Chine : Où en est l’économie chinoise ?
La conjoncture chinoise a marqué un net coup d’arrêt cet été, en dépit de la résilience du commerce extérieur et des mesures de soutien à l’économie annoncées et mises en place par Pékin. Si la politique de « petits pas » des autorités chinoises parait toujours insuffisante pour redresser le moral des ménages, elle semble pour autant porter le marché actions domestique – qui affiche une surperformance notable vis-à-vis des marchés développés.
Publié le 09 octobre 2025

La conjoncture chinoise a marqué un net coup d’arrêt cet été en dépit de la résilience du commerce extérieur.
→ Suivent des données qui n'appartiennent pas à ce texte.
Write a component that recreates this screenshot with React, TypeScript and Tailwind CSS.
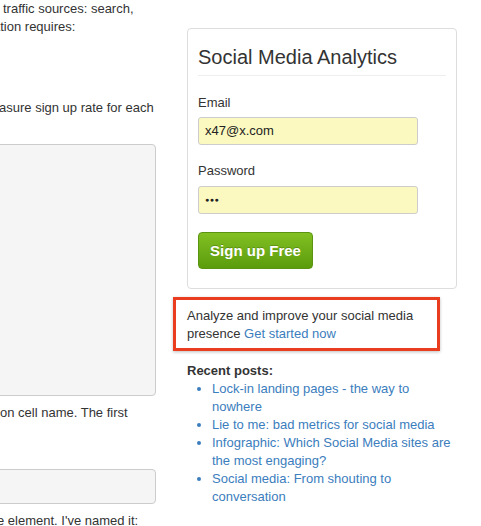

D’après le NBS1, la faiblesse des chiffres de juillet était un épiphénomène notamment lié à des effets saisonniers auxquels s’ajoutaient des évènements météorologiques extrêmes (inondations, pics de température). Mais la tendance s’est prolongée en août, faisant craindre un ralentissement de l’économie chinoise plus brutal qu’anticipé. Sur le mois, la quasi-totalité des chiffres est sortie largement en-dessous des attentes : crédit bancaire à 590 Mds de renminbi (rmb) (vs 800 attendu), production industrielle en hausse de 5,2% sur un an (vs 5,7%), investissement à 0,5% (vs 1,4%), ventes au détail à 3,4% (vs 3,9%), etc.
Pour certains, l’essoufflement récent pourrait n’être que transitoire car lié aux mesures récentes des autorités. La campagne « anti-involution » de lutte contre la concurrence accrue (surcapacités et guerre des prix) s’est imposée comme un thème important au fil des dernières semaines. Elle pourrait expliquer une mise à l’arrêt « préventive » et donc temporaire de nombreux programmes d’investissement, dans l’attente d’une réallocation. Les impacts sur les profits et l’emploi restent difficiles à apprécier. Sur la consommation, les effets des subventions publiques (« trade - in programs ») s’atténuent progressivement mais la mise en œuvre effective en septembre des mesures destinées à alléger la charge des ménages et à doper les dépenses de loisirs pourrait contrebalancer le mouvement.
La morosité semble néanmoins, ancrée plus profondément et la faiblesse de la demande chinoise s’explique surtout par la dégradation continue du moral des ménages. La propension à épargner ne cesse de croître et, selon la PBoC2, 2 ménages sur 3 prévoient d’épargner plutôt que de consommer ou d'investir. Une des explications à cela est la rechute des prix de l’immobilier après 6 mois de relative stabilisation. Depuis le pic de 2021, les prix dans l’ancien ont baissé de ~18% en moyenne. Or avec un net renforcement des plans de déstockage, la crise immobilière devrait d’ailleurs se prolonger. La nette détérioration du marché du travail est un autre facteur explicatif (et certainement le plus important) de la morosité ambiante. Plus de la moitié des ménages qualifie de « mauvaise » la situation de l’emploi. Le chômage des jeunes reste sur des niveaux très élevés. La « zone grise » des cotisations sociales (retraites notamment) pourrait peser sur le revenu disponible.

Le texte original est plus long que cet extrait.